Si on poursuit le parallèle que tu fais entre Star Wars et Matrix, en notant les similitudes entre Néo et Luke, entre Morpheus et Obiwan Kenobi, est-ce qu’il ne faut pas guetter le prochain succès qui suivra ce schéma pour découvrir les problématiques qui seront déterminantes dans les dix à vingt années suivantes ?
Très certainement. Si le cycle héroïque sert à l’humanité depuis autant de temps, c’est qu’il a une fonction structurante absolument cruciale, voire sacrée. C’est l’essence de ce qui nous fait tenir debout en tant qu’humains. Donc ce cycle héroïque, on va le retrouver régulièrement dans les énormes succès qui ont ouvert la voie à de nouvelles façons d’être, que ce soit lors du retour du space opera avec Star Wars ou lors du succès inattendu de Matrix. Ceci dit, au-delà de cette structure, c’est la nature des épreuves auxquelles est confronté le héros qui nous renseigne sur l’époque. La nature des épreuves de Luke n’est pas la nature des épreuves de Néo.

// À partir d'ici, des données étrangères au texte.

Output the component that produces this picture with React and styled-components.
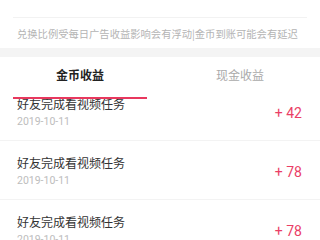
import React, { useState } from "react";
import styled, { createGlobalStyle } from "styled-components";

const GlobalStyle = createGlobalStyle`
  html, body {
    margin: 0;
    padding: 0;
    background: #fff;
  }
  body {
    font-family: Roboto, "Noto Sans CJK SC", "Noto Sans", sans-serif;
    -webkit-font-smoothing: antialiased;
  }
`;

const records = [
  { id: 1, title: "好友完成看视频任务", date: "2019-10-11", amount: 42 },
  { id: 2, title: "好友完成看视频任务", date: "2019-10-11", amount: 78 },
  { id: 3, title: "好友完成看视频任务", date: "2019-10-11", amount: 78 },
  { id: 4, title: "好友完成看视频任务", date: "2019-10-11", amount: 36 },
];

const tabs = ["金币收益", "现金收益"];

const Page = styled.div`
  width: 320px;
  height: 240px;
  overflow: hidden;
  display: flex;
  flex-direction: column;
  background: #fff;
`;

const Notice = styled.div`
  margin: 17px 13px 0;
  border-top: 1px solid #f2f2f2;
  height: 30px;
  display: flex;
  align-items: center;
  padding-left: 4px;
  font-family: "Noto Sans CJK SC", sans-serif;
  font-size: 10.3px;
  color: #b4b4b4;
  white-space: nowrap;
`;

const Gap = styled.div`
  height: 9px;
  background: #f4f4f4;
`;

const TabBar = styled.div`
  display: flex;
  height: 42px;
  background: #fff;
  position: relative;
  z-index: 1;
`;

const Tab = styled.div`
  flex: 1;
  display: flex;
  flex-direction: column;
  align-items: center;
  justify-content: flex-end;
  font-family: "Noto Sans CJK SC", sans-serif;
  font-size: 12px;
  font-weight: ${(p) => (p.$active ? 700 : 400)};
  color: ${(p) => (p.$active ? "#222" : "#aaa")};
  cursor: pointer;
`;

const TabLabel = styled.span`
  line-height: 18px;
  margin-bottom: 13px;
`;

const Indicator = styled.div`
  align-self: stretch;
  margin: 0 13px;
  height: 2px;
  background: ${(p) => (p.$active ? "#e8385e" : "transparent")};
`;

const Viewport = styled.div`
  flex: 1;
  overflow: hidden;
`;

const List = styled.div`
  margin-top: -17px;
`;

const Row = styled.div`
  display: flex;
  align-items: center;
  height: 59px;
  padding: 0 17px;
  box-sizing: border-box;
  border-bottom: 1px solid #f3f3f3;
`;

const Info = styled.div`
  flex: 1;
  display: flex;
  flex-direction: column;
  margin-top: 1px;
`;

const Title = styled.div`
  font-family: "Noto Sans CJK SC", sans-serif;
  font-size: 12px;
  line-height: 17px;
  color: #333;
`;

const Date = styled.div`
  margin-top: 2px;
  font-family: Roboto, sans-serif;
  font-size: 10.5px;
  line-height: 15px;
  color: #bdbdbd;
`;

const Amount = styled.div`
  font-family: Roboto, sans-serif;
  font-size: 14px;
  color: #ea3e66;
  margin-top: 3px;
  margin-right: 1px;
`;

export default function App() {
  const [active, setActive] = useState(0);

  return (
    <Page>
      <GlobalStyle />
      <Notice>兑换比例受每日广告收益影响会有浮动|金币到账可能会有延迟</Notice>
      <Gap />
      <TabBar>
        {tabs.map((t, i) => (
          <Tab key={t} $active={active === i} onClick={() => setActive(i)}>
            <TabLabel>{t}</TabLabel>
            <Indicator $active={active === i} />
          </Tab>
        ))}
      </TabBar>
      <Viewport>
        <List>
          {records.map((r) => (
            <Row key={r.id}>
              <Info>
                <Title>{r.title}</Title>
                <Date>{r.date}</Date>
              </Info>
              <Amount>+ {r.amount}</Amount>
            </Row>
          ))}
        </List>
      </Viewport>
    </Page>
  );
}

Comme je pense qu’on a pas encore identifié l’épreuve que l’humanité traverse en ce moment, je crois qu’on n’est pas encore en mesure de créer l’aventure héroïque parfaite pour notre époque. Mais mon hypothèse, c’est qu’elle sera liée à cette question de la finitude, c’est-à-dire de l’endroit où le réel défini par l’humanité s’arrête et où commence un réel défini par autre chose que l’humain. Or l’intelligence artificielle propose justement le début d’un réel qui n’est plus défini par l’humain et, comme l’humanité est par nature curieuse, on va obligatoirement s’aventurer dans cette zone-là. Alors, on aura des récits qui traduisent sous la forme du cycle héroïque la confrontation à ce nouvel inconnu.